I would generally say that doing things is not a problem for me, but I hardly get satisfy of them. I still give more importance to the judgement of anyone rather than mine; and that clearly means a lack of trust. It doesn't mean that I don't like critics -on the opposite- but I will need the opinion of someone to see a value in my work; and that can be problematic.
I also take things too seriously, and over think. Any feeling of "not being inspired" will give me a feeling of personal emptiness, any desire of "doing nothing" will give me the impression of being lazy. And I hardly spend time on other things than working, or thinking about my work; but it's really starting to change. I think that I'm more and more able to take some distances with this rigor, as I realized (finally), that having rest moments often give lightness to the work, rather than stress.
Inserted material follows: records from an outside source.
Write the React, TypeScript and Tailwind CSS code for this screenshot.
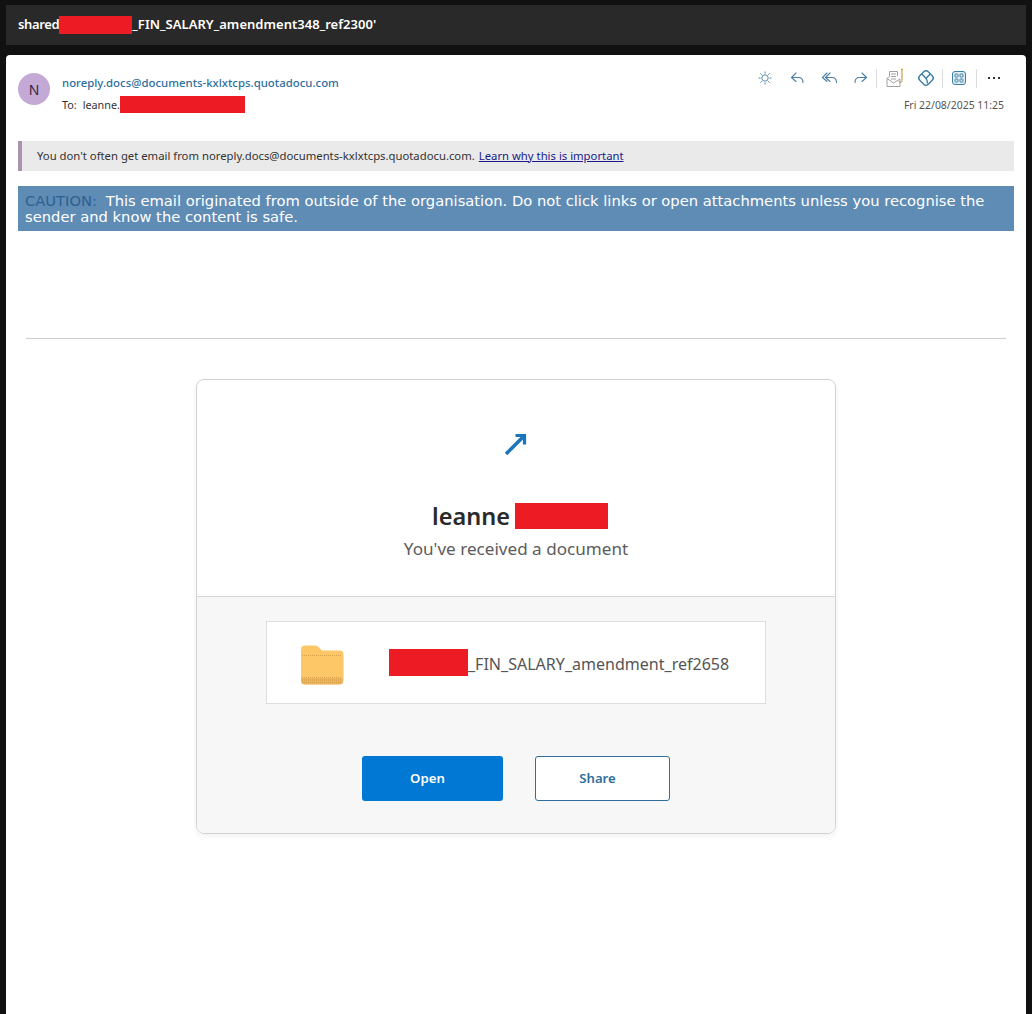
const SANS = "font-['Noto_Sans','Open_Sans',sans-serif]";

function Redact({ className }: { className: string }) {
  return <span className={`inline-block shrink-0 bg-[#ed1c24] ${className}`} />;
}

function Toolbar() {
  const stroke = "#4a7fa3";
  return (
    <div className="flex items-center">
      {/* sun */}
      <svg width="32" height="24" viewBox="0 0 32 24" fill="none" stroke={stroke} strokeWidth="1" className="opacity-90">
        <circle cx="17" cy="12" r="3.2" />
        <path d="M17 5.500v2M17 16.500v2M10.500 12h2M21.500 12h2M12.400 7.400l1.400 1.400M20.200 15.200l1.400 1.400M12.400 16.600l1.400-1.400M20.200 8.800l1.400-1.400" />
      </svg>
      {/* reply */}
      <svg width="32" height="24" viewBox="0 0 32 24" fill="none" stroke={stroke} strokeWidth="1.1" strokeLinecap="round" strokeLinejoin="round">
        <path d="M16 7l-4.500 4.500L16 15.500M12 11.500h6.500c3 0 4.500 2 4.500 5" />
      </svg>
      {/* reply all */}
      <svg width="32" height="24" viewBox="0 0 32 24" fill="none" stroke={stroke} strokeWidth="1.1" strokeLinecap="round" strokeLinejoin="round">
        <path d="M15 7l-4.500 4.500L15 15.500M18 7l-4.500 4.500L18 15.500M14 11.500h6c3 0 4.500 2 4.500 5" />
      </svg>
      {/* forward */}
      <svg width="32" height="24" viewBox="0 0 32 24" fill="none" stroke={stroke} strokeWidth="1.1" strokeLinecap="round" strokeLinejoin="round">
        <path d="M18 7l4.500 4.500L18 15.500M22 11.500h-6.500c-3 0-4.500 2-4.500 5" />
      </svg>
      <span className="h-[19px] w-px bg-[#dcdcdc]" />
      {/* phishing report */}
      <svg width="34" height="24" viewBox="0 0 34 24" fill="none" stroke="#a0a0a0" strokeWidth="1">
        <path d="M10 12.500l2.500-2V5.500h8V10M10 12.500V20.500h13V13M10 12.500l6.500 4.500 6.500-4" />
        <path d="M14 8h5M14 10.500h5M14 13h5" />
        <path d="M25 4.500v10c0 2.500-3 2.500-3 .5" stroke="#b8893a" />
        <circle cx="25" cy="3.500" r="1.100" fill="#e0a030" stroke="none" />
      </svg>
      {/* insights diamond */}
      <svg width="30" height="24" viewBox="0 0 30 24" fill="none" stroke="#3d7ea6" strokeWidth="1.400" strokeLinejoin="round">
        <rect x="9" y="6" width="12" height="12" rx="3.200" transform="rotate(45 15 12)" />
        <path d="M10.500 7.800c1.500 1.200 3 3 4.500 4.700 1 1 1.500 2.500 1.500 5" />
        <path d="M15 12.500c1.500-1.800 3-3.500 4.500-4.800" />
      </svg>
      <span className="mx-[1px] h-[19px] w-px bg-[#dcdcdc]" />
      {/* apps */}
      <svg width="32" height="24" viewBox="0 0 32 24" fill="none" stroke="#3d7ea6" strokeWidth="1">
        <rect x="8.500" y="5.500" width="13" height="13" rx="2.500" fill="#e3eef4" />
        <rect x="11" y="8" width="3" height="3" rx=".6" />
        <rect x="16" y="8" width="3" height="3" rx=".6" />
        <rect x="11" y="13" width="3" height="3" rx=".6" />
        <rect x="16" y="13" width="3" height="3" rx=".6" />
      </svg>
      <span className="h-[19px] w-px bg-[#dcdcdc]" />
      {/* more */}
      <span className="ml-[11px] mr-[26px] flex gap-[2.500px]">
        <i className="h-[2px] w-[2.500px] bg-[#333]" />
        <i className="h-[2px] w-[2.500px] bg-[#333]" />
        <i className="h-[2px] w-[2.500px] bg-[#333]" />
      </span>
    </div>
  );
}

function Folder() {
  return (
    <svg width="44" height="40" viewBox="0 0 44 40" className="mt-[5px] shrink-0">
      <path d="M1 4C1 1.800 2.500 .5 5 .5h10c2 0 3 .8 4.500 2.500l2.500 2.500h18c2 0 3.500 1.500 3.500 3.500v26.500c0 2.500-1.500 4-4 4H5c-2.500 0-4-1.500-4-4z" fill="#fdc768" />
      <path d="M2 10.500h40" stroke="#d9a24a" strokeWidth="1" strokeDasharray="1 1" />
      <path d="M1 33h42v3c0 2.500-1.500 3.500-4 3.500H5c-2.500 0-4-1-4-3.500z" fill="#e5ae58" opacity=".7" />
      <path d="M2 32.500h40M2 35h40M2 37.500h40" stroke="#c99540" strokeWidth="1" strokeDasharray="1 1" opacity=".7" />
    </svg>
  );
}

export default function App() {
  return (
    <div className={`flex h-[1014px] flex-col gap-[10px] overflow-hidden bg-[#111111] px-[6px] pt-[5px] ${SANS}`}>
      <div className="flex h-[40px] shrink-0 items-center bg-[#292929] pl-[12px] text-[13px] font-semibold text-white">
        <span className="tracking-[-0.35px]">shared</span>
        <Redact className="h-[18px] w-[73px]" />
        <span className="tracking-[0.03px]">_FIN_SALARY_amendment348_ref2300'</span>
      </div>

      <div className="flex-1 rounded-t-[4px] bg-white px-[12px] pt-[18px]">
        <div className="flex h-[68px] items-start">
          <div className="flex h-[32px] w-[32px] items-center justify-center rounded-full bg-[#c4a9d6] text-[14px] text-[#33263d]">
            N
          </div>
          <div className="ml-[12px] flex-1">
            <div className="text-[11.400px] leading-[20px] font-medium text-[#2f6f9b]">
              noreply.docs@documents-kxlxtcps.quotadocu.com
            </div>
            <div className="mt-[3px] flex items-center text-[10.800px] leading-[17px] text-[#333]">
              <span>To:</span>
              <span className="ml-[6px]">leanne.</span>
              <Redact className="h-[17px] w-[125px]" />
            </div>
          </div>
          <div className="mr-[-12px] flex flex-col items-end">
            <div className="-mt-[7px]">
              <Toolbar />
            </div>
            <div className="mt-[7px] mr-[22px] text-[10.450px] leading-[16px] text-[#555]">Fri 22/08/2025 11:25</div>
          </div>
        </div>

        <div className="flex h-[30px] items-center border-l-[4px] border-[#ab93ad] bg-[#eaeaea] pl-[15px] text-[11.300px] text-[#333]">
          You don't often get email from noreply.docs@documents-kxlxtcps.quotadocu.com.
          <a className="ml-[4px] text-[#1a1a8c] underline">Learn why this is important</a>
        </div>

        <div className="mt-[15px] h-[45px] bg-[#5f8cb5] px-[7px] pt-[7px] font-['DejaVu_Sans',sans-serif] text-[14.720px] leading-[16px] text-white">
          <span className="mr-[4px] text-[#2f5f8f]">CAUTION:</span> This email originated from outside of the organisation. Do not click links or open attachments unless you recognise the sender and know the content is safe.
        </div>

        <hr className="mx-[8px] mt-[107px] border-[#cccccc]" />

        <div className="mx-auto mt-[40px] w-[640px] overflow-hidden rounded-[8px] border border-[#d2d2d2] shadow-[0_2px_6px_rgba(0,0,0,0.06)]">
          <div className="flex h-[216px] flex-col items-center">
            <svg width="26" height="26" viewBox="0 0 26 26" fill="none" stroke="#1b75bc" className="mt-[51px] shrink-0">
              <path d="M3 23L20.500 5.500" strokeWidth="3.600" />
              <path d="M12.500 4.500h9v9" strokeWidth="3.200" />
            </svg>
            <div className="mt-[46px] flex h-[26px] items-center pl-[8px] text-[23.500px] font-semibold text-[#2a2a2a]">
              <span className="pt-[1px]">leanne</span>
              <Redact className="ml-[5px] h-[26px] w-[93px]" />
            </div>
            <div className="mt-[7px] text-[17.100px] leading-[26px] text-[#5c5c5c]">You've received a document</div>
          </div>

          <div className="flex h-[237px] flex-col items-center border-t border-[#d8d8d8] bg-[#f7f7f7] pt-[24px]">
            <div className="flex h-[83px] w-[500px] items-center border border-[#dddddd] bg-white pl-[33px]">
              <Folder />
              <div className="ml-[45px] flex items-center text-[16.050px] text-[#555]">
                <Redact className="-mt-[1px] h-[27px] w-[79px]" />
                <span className="mt-[4px]">_FIN_SALARY_amendment_ref2658</span>
              </div>
            </div>
            <div className="mt-[52px] flex gap-[32px]">
              <button className="h-[45px] w-[141px] rounded-[3px] bg-[#0078d4] pt-[1px] pr-[10px] text-[13.200px] font-semibold text-white">
                Open
              </button>
              <button className="h-[45px] w-[135px] rounded-[3px] border border-[#2f6f9b] bg-white pt-[1px] pr-[10px] text-[13.200px] font-semibold text-[#2f6f9b]">
                Share
              </button>
            </div>
          </div>
        </div>
      </div>
    </div>
  );
}
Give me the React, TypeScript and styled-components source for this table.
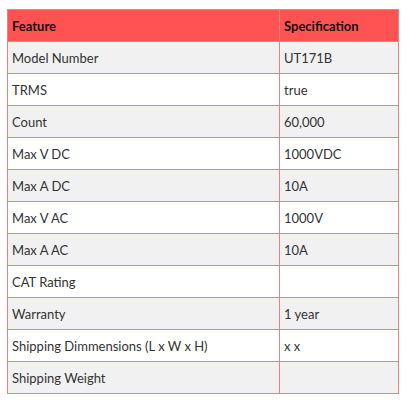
import React from 'react';
import styled, { createGlobalStyle } from 'styled-components';

const GlobalStyle = createGlobalStyle`
  html, body {
    margin: 0;
    padding: 0;
    background: #ffffff;
  }
`;

const Page = styled.div`
  padding: 9px 12px 0 7px;
  font-family: Lato, 'Liberation Sans', sans-serif;
`;

const SpecTable = styled.table`
  width: 392px;
  border-collapse: collapse;
  font-size: 13px;
  color: #333333;
`;

const HeadCell = styled.th<{ $wide?: boolean }>`
  height: 32px;
  padding: 0 4px;
  width: ${props => (props.$wide ? '272px' : 'auto')};
  text-align: left;
  font-weight: 700;
  color: #111111;
  background: #ff5252;
  border: 1px solid #f08080;
  box-sizing: border-box;
`;

const Row = styled.tr<{ $striped: boolean }>`
  background: ${props => (props.$striped ? '#f1f1f1' : '#ffffff')};
`;

const Cell = styled.td`
  height: 32px;
  padding: 0 4px;
  border: 1px solid #f08080;
  box-sizing: border-box;
`;

const specs: [string, string][] = [
  ['Model Number', 'UT171B'],
  ['TRMS', 'true'],
  ['Count', '60,000'],
  ['Max V DC', '1000VDC'],
  ['Max A DC', '10A'],
  ['Max V AC', '1000V'],
  ['Max A AC', '10A'],
  ['CAT Rating', ''],
  ['Warranty', '1 year'],
  ['Shipping Dimmensions (L x W x H)', 'x x'],
  ['Shipping Weight', ''],
];

export default function App() {
  return (
    <>
      <GlobalStyle />
      <Page>
        <SpecTable>
          <thead>
            <tr>
              <HeadCell $wide>Feature</HeadCell>
              <HeadCell>Specification</HeadCell>
            </tr>
          </thead>
          <tbody>
            {specs.map(([feature, value], i) => (
              <Row key={feature} $striped={i % 2 === 0}>
                <Cell>{feature}</Cell>
                <Cell>{value}</Cell>
              </Row>
            ))}
          </tbody>
        </SpecTable>
      </Page>
    </>
  );
}
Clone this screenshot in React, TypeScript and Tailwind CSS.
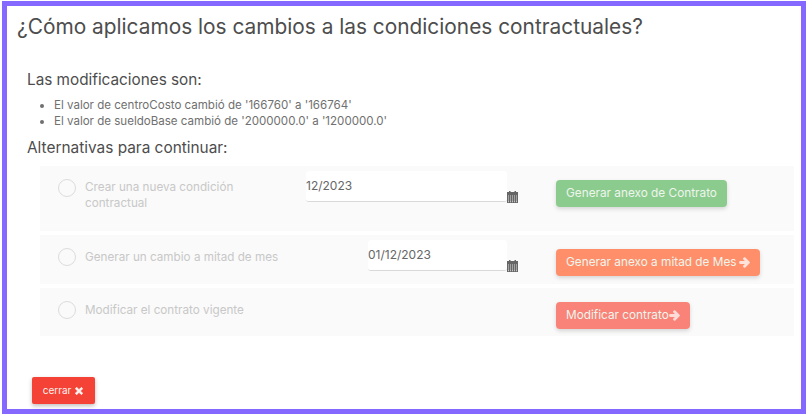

The fear of the white page is also more and more disappearing (but still there), as some results prove me in the past, that the moment of having an idea will 1/come when you don't look for it 2/come at the time it has to. It's not always right to want to anticipate, and my sense of the anticipation leaded me to good organization, but also to huge stress when it had to deal with ideas.
I also didn't speak about my background, however it really shaped me and made me be where I am today (it is also completely influent in my choice of working with materials for Lab). I did a cinema baccalaureate, and after that, I did a foundation class in applied arts. I chose to pursue in a textile course, which was not applied, but very "arty". It was about creating sort of environments, feelings, and it really learn me to develop my sensitivity. I can't say I learnt much in terms of technical skills or ergonomics, but I surely apprehended with intuition and enthusiasm the world of colors, shapes, and images to express something.
After it, I decided to do a year of internship in two different places. the first one was in MateriO, which is a library of all the weirdest materials and technologies that exists (A-MA-ZING !). Plastic made with carrots, bone tiles, inflatable wood… A paradise for me. And after, I did 6 months in Hermès brand, in a small studio called Petit h, which is inviting artists and designers to remake things from the left over of the luxurious manufacturing (leather, porcelain, glass). I was in the product development team, and I was directly dealing with the craftsmen, which were simply the best hands I ever ever saw. With all this material surrounding us… it was a fabulous experience.
At this state, I knew I was much more into 3d, volumes and shapes, rather than surfaces and soft materials. It was clear that I wanted to study a design course, but expected a form of freedom that could lead to a design which was not necessarily industrial, neither useful in a practical sense.
I chose the Design Academy because of it, and also because the education there is very very different from the one in France. I simply never heard "Have fun" during my previous studies, and even if it looks like a tiny thing to say, it just makes such a difference.